Hi marioroy,
As you said, it's apples to oranges, so let's try to be more appleish (or is it orangeish?).
First attempt was to group job ids so a child does more than one during its lifetime. Turns out to be fairly simple.
Right after I posted Re: Parallel::ForkManager and multiple datasets, I realized I had written roughly the same forking code several times, so it was time
to move it to a module.
Here's the module.
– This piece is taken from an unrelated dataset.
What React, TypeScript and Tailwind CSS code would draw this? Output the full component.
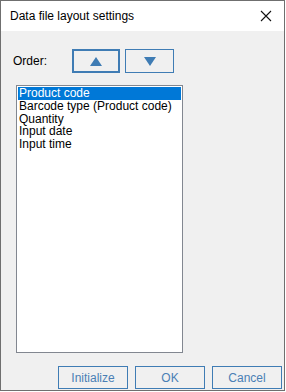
const font = "font-['Liberation_Sans',Arial,sans-serif]";

const items = [
  'Product code',
  'Barcode type (Product code)',
  'Quantity',
  'Input date',
  'Input time',
];

const App = () => {
  return (
    <div className={`w-[286px] h-[392px] bg-white ${font} text-[12px] text-black`}>
      <div className="w-[285px] h-[391px] border border-[#6f6f6f] flex flex-col bg-[#f0f0f0]">
        {/* Title bar */}
        <div className="h-[30px] bg-white flex items-center justify-between pl-[9px] pr-[9px] shrink-0">
          <span className="text-[12px] leading-none">Data file layout settings</span>
          <svg width="12" height="12" viewBox="0 0 12 12" className="mr-[3px]">
            <path d="M1 1L11 11M11 1L1 11" stroke="#111" strokeWidth="1.1" fill="none" />
          </svg>
        </div>

        {/* Body */}
        <div className="flex-1 flex flex-col">
          <div className="flex items-center mt-[18px] ml-[12px]">
            <span className="w-[59px]">Order:</span>
            <button className="w-[48px] h-[24px] border-2 border-[#3f7cb4] flex items-center justify-center">
              <svg width="12" height="9" viewBox="0 0 12 9">
                <path d="M6 0L12 9H0Z" fill="#3f7cb4" />
              </svg>
            </button>
            <button className="w-[49px] h-[24px] ml-[5px] border border-[#3f7cb4] flex items-center justify-center">
              <svg width="12" height="9" viewBox="0 0 12 9">
                <path d="M0 0H12L6 9Z" fill="#3f7cb4" />
              </svg>
            </button>
          </div>

          <div className="ml-[15px] mt-[12px] w-[167px] h-[268px] bg-white border border-[#828790] p-px">
            {items.map((t, i) => (
              <div
                key={t}
                className={
                  i === 0
                    ? 'h-[13px] leading-[13px] bg-[#0078d7] text-white pl-[1px] whitespace-nowrap'
                    : 'h-[12.5px] leading-[12.5px] pl-[1px] whitespace-nowrap'
                }
              >
                {t}
              </div>
            ))}
          </div>

          <div className="flex justify-end gap-[7px] mt-[13px] pr-[2px]">
            {['Initialize', 'OK', 'Cancel'].map((b) => (
              <button
                key={b}
                className="w-[70px] h-[23px] border border-[#3f7cb4] text-[#4a7fb5] text-[12px] leading-none"
              >
                {b}
              </button>
            ))}
          </div>
        </div>
      </div>
    </div>
  );
};

export default App;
It uses callbacks for the child code and for the parent code that processes the child's returned value.
package Forking::Amazing;
sub run ($&&@)
{
my ( $maxforks, $childcallback, $resultcallback, @ids ) = @_;
use Storable qw( freeze thaw );
use IO::Select;
my %fh2id;
my $sel = IO::Select->new;
while( @ids or $sel->count ) # unstarted or active
{
while( @ids and $sel->count < $maxforks ) # start all forks allowe
+d
{
my $id = shift @ids;
if( open my $fh, '-|' ) # forking open
{
$sel->add( $fh ); # parent
$fh2id{$fh} = $id;
}
else # child code goes here
{
print freeze $childcallback->($id);
exit;
}
}
for my $fh ( $sel->can_read ) # collecting child data
{
$sel->remove( $fh );
$resultcallback->($fh2id{$fh}, thaw do { local $/; <$fh> });
}
}
}
1;
__END__
=head1 EXAMPLE program
use Forking::Amazing; # small example program
use Data::Dump 'dd';
Forking::Amazing::run(
5, # max forks
sub { +{id => pop, pid => $$} }, # runs in child
sub {dd pop}, # process result of child in pare
+nt
'a'..'z'); # ids (one fork for each id)
=cut
The module name may change in the future. :)
Here's code using that module that does grouping of job ids.
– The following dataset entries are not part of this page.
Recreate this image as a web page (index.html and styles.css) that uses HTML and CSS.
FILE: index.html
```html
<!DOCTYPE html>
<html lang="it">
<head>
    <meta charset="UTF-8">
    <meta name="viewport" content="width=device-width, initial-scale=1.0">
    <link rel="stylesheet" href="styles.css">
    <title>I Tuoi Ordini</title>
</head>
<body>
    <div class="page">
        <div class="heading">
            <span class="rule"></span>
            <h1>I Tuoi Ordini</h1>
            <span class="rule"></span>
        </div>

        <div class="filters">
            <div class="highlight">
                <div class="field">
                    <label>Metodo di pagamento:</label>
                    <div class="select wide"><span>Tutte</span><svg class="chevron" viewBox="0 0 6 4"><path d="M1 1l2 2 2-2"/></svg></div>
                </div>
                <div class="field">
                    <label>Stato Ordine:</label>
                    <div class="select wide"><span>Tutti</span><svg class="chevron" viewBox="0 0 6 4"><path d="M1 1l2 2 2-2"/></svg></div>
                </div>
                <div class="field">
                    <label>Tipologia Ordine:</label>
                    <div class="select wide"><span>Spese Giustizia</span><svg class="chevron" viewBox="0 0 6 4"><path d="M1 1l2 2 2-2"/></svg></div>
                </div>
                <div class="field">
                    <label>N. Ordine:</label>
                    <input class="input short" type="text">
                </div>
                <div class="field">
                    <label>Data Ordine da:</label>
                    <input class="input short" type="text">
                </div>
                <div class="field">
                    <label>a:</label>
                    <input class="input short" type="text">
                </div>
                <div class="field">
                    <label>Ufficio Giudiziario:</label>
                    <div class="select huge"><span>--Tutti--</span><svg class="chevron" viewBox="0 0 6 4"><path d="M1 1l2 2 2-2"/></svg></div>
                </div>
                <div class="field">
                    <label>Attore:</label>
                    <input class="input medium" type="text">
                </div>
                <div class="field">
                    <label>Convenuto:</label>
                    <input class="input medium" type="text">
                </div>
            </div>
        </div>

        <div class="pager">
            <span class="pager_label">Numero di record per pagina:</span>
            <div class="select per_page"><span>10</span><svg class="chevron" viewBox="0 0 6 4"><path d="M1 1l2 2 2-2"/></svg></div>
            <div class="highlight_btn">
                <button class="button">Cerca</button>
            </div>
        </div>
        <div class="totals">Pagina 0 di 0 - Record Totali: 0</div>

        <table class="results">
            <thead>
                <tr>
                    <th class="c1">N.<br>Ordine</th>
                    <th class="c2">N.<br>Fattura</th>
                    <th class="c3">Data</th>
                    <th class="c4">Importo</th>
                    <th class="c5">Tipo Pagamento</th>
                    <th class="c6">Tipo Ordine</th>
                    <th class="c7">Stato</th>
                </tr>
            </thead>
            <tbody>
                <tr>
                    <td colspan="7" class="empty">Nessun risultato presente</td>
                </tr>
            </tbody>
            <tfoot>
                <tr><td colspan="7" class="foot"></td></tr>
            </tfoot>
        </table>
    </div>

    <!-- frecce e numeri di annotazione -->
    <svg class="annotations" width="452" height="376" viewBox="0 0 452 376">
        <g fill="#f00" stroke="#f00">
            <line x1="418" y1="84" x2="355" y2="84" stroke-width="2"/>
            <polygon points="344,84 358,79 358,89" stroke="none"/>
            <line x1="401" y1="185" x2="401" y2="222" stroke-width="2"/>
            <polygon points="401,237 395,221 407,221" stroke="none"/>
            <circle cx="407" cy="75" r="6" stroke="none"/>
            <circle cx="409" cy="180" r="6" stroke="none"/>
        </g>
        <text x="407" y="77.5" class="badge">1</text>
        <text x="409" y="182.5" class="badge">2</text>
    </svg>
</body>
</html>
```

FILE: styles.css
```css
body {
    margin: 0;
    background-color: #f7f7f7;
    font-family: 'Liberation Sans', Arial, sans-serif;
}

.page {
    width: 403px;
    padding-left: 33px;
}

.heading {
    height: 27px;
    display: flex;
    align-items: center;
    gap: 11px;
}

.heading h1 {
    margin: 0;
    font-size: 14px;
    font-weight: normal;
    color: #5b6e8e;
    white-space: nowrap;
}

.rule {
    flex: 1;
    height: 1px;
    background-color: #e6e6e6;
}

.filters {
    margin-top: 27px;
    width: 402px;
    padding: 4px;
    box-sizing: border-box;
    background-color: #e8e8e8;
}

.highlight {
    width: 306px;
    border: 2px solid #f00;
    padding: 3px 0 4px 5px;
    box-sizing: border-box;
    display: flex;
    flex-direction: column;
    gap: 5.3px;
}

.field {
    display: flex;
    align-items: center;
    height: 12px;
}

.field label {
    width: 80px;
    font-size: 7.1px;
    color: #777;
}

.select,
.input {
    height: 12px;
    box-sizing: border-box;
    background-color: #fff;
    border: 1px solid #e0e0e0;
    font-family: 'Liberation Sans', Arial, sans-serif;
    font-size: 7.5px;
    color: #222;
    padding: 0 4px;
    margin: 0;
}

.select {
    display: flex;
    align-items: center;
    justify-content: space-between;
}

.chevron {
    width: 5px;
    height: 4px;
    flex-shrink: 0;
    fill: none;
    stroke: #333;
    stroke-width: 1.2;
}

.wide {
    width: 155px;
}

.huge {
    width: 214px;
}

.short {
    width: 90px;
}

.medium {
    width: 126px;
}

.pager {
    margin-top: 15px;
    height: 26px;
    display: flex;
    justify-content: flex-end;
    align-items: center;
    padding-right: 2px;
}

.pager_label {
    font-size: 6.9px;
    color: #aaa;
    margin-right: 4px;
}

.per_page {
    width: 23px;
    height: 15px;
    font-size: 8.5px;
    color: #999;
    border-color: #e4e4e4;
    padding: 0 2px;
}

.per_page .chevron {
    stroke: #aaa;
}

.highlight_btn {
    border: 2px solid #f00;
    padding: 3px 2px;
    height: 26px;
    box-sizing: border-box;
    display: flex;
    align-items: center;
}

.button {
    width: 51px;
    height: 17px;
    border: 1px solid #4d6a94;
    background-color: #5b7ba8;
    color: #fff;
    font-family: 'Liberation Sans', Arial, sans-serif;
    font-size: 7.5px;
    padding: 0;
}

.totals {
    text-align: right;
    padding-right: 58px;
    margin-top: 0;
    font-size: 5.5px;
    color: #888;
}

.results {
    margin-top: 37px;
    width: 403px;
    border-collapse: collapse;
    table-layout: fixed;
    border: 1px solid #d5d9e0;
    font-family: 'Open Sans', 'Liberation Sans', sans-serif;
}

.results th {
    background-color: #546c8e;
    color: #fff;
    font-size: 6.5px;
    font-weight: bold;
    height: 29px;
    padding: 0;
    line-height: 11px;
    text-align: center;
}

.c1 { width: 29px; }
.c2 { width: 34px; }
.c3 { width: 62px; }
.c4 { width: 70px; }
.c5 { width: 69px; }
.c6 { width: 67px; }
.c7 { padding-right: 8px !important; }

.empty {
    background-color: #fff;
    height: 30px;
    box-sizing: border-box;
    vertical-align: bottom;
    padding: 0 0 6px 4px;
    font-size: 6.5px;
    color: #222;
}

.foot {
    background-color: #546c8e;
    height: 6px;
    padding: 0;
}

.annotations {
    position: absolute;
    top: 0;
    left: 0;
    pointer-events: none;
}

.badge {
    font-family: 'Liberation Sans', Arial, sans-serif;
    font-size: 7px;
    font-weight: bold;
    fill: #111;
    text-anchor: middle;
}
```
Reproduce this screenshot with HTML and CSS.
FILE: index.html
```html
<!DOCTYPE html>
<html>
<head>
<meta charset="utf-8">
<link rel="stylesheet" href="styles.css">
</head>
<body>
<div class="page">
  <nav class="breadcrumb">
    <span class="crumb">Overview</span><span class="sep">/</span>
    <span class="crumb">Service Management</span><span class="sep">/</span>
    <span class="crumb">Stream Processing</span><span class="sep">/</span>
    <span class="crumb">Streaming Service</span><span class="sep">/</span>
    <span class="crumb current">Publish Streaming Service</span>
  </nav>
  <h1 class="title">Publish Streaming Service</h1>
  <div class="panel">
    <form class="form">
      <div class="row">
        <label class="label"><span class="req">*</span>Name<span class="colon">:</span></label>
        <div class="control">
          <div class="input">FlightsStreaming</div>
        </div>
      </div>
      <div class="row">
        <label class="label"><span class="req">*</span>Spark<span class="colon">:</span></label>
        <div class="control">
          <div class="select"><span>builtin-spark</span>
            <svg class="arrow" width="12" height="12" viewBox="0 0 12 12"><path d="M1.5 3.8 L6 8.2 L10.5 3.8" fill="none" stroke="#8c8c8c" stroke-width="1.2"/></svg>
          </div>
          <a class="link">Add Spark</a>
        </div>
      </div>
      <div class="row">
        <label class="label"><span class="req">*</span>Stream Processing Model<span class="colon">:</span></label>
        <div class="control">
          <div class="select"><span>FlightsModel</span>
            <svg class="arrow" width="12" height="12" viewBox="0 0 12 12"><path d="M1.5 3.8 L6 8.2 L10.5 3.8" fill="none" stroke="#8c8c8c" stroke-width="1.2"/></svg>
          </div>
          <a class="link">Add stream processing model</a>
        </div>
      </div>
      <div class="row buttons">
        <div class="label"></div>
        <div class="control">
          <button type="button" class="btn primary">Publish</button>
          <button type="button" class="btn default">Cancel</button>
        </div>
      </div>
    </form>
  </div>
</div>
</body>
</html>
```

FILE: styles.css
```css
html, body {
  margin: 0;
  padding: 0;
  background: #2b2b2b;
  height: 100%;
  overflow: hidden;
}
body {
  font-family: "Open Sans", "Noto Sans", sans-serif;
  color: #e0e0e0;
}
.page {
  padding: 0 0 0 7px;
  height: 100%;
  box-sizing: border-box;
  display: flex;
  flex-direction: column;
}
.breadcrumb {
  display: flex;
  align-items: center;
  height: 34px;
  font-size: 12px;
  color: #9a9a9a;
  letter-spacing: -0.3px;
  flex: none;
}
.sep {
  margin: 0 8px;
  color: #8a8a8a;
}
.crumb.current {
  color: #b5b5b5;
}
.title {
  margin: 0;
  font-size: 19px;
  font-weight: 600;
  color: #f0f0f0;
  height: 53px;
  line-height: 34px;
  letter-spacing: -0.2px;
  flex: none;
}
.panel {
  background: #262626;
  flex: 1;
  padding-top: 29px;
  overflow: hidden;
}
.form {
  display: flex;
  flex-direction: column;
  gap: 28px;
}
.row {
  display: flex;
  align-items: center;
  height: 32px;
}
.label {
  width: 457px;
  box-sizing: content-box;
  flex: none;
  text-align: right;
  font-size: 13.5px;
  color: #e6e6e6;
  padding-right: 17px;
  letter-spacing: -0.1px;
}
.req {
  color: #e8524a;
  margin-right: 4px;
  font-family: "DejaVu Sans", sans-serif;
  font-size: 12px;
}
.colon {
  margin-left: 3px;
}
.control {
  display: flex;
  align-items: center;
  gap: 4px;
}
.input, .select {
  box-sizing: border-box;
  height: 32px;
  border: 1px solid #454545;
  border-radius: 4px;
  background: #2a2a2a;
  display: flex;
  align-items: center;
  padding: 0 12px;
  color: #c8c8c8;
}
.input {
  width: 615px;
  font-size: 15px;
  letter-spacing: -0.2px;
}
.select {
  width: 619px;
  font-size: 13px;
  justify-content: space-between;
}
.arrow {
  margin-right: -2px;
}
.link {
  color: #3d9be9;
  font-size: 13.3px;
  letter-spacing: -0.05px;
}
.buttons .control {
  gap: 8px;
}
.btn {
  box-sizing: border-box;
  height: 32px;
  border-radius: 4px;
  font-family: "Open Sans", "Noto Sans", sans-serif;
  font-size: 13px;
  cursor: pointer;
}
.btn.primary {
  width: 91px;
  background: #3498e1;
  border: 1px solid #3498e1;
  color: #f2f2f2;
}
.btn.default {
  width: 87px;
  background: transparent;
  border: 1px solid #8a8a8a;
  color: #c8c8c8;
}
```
The id passed to the child is now an anon array of job ids, and a child now returns
an anon array of results.
#!/usr/bin/perl
use strict;
use warnings;;
use Forking::Amazing;
use Data::Dump 'dd';
use Time::HiRes qw(time);
my $groupsize = 1000;
my @rawids = 'job0001' .. 'job9999';
my @ids;
push @ids, [ splice @rawids, 0, $groupsize ] while @rawids;
my @answers;
my $start = time;
Forking::Amazing::run
20,
sub { [ map +{id => $_, pid => $$, time => time - $start}, @{+shift}
+ ] },
sub { push @answers, @{+pop} },
@ids;
my $end = time - $start;
dd \@answers;
print "forking time $end\n";
It's a significant speed up :)
Note that I moved the dd out of the timing loop, since the dd takes over 1.5 seconds to run on my machine and swamps the forking time.
|